3. Potential Liability or Infringement Claims. The due diligence process should also include a review on whether a target may be infringing on or otherwise violating the IP rights of third parties or otherwise face exposure due to allegations of IP infringement, misappropriation, or improper title. This includes, but is not limited to, a review of any known litigation or threatened litigation. Buyer’s counsel will then advise on the potential liability the target faces including evaluating potential indemnities that the buyer may require of the target. The due diligence should also include review of the target’s history and procedures for obtaining or registering its IP rights to ensure that the target is not infringing on or violating the IP rights of third parties. This is typically referred to as a freedom-to-operate (FTO) search and opinion. The due diligence process should also include a review of the target’s procedures for protecting and enforcing its own IP rights against infringement or other violation by third parties.

4. Encumbrances. The target’s IP assets may be encumbered and the due diligence process should reveal the extent to which such assets are encumbered. Searches at the relevant registries may show the existence of any encumbrances which could include security interests, liens or licenses. However, relying solely on such searches is not sufficient to determine whether there are any encumbrances on the target’s IP. If such encumbrances exist, the buyer may opt to reprice the value of such IP or require that the target procure their release.

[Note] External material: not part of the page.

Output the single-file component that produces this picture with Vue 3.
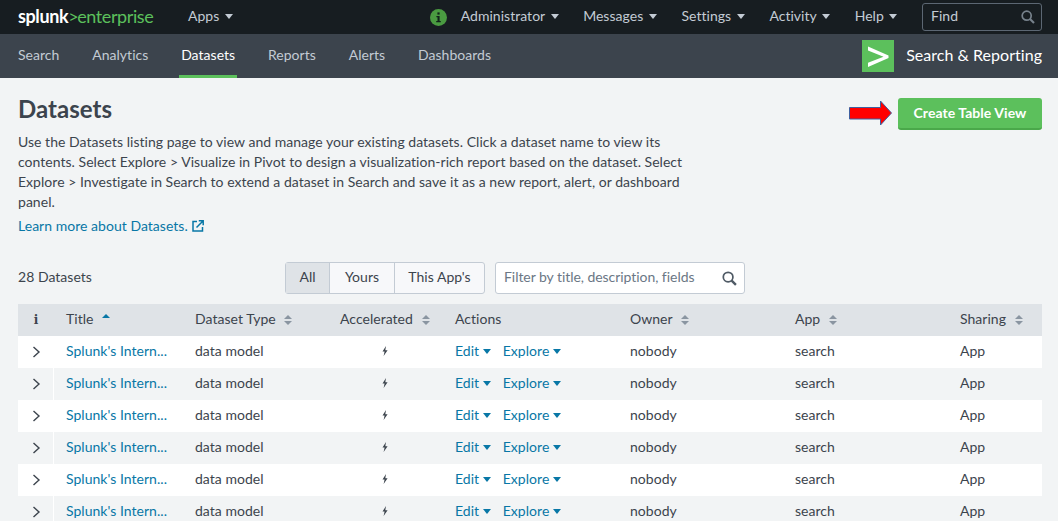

This list only covers a few major areas that that life science business owners should consider when performing IP due diligence as part of an M&A transaction in the life sciences industry. In such transactions , IP due diligence is a valuable tool in assisting with the buyer’s evaluation of the economic value of the IP to be acquired by comparing the strength, scope, limitations, quality, and potential for follow-on IP against both parties’ business objectives and post-acquisition goals.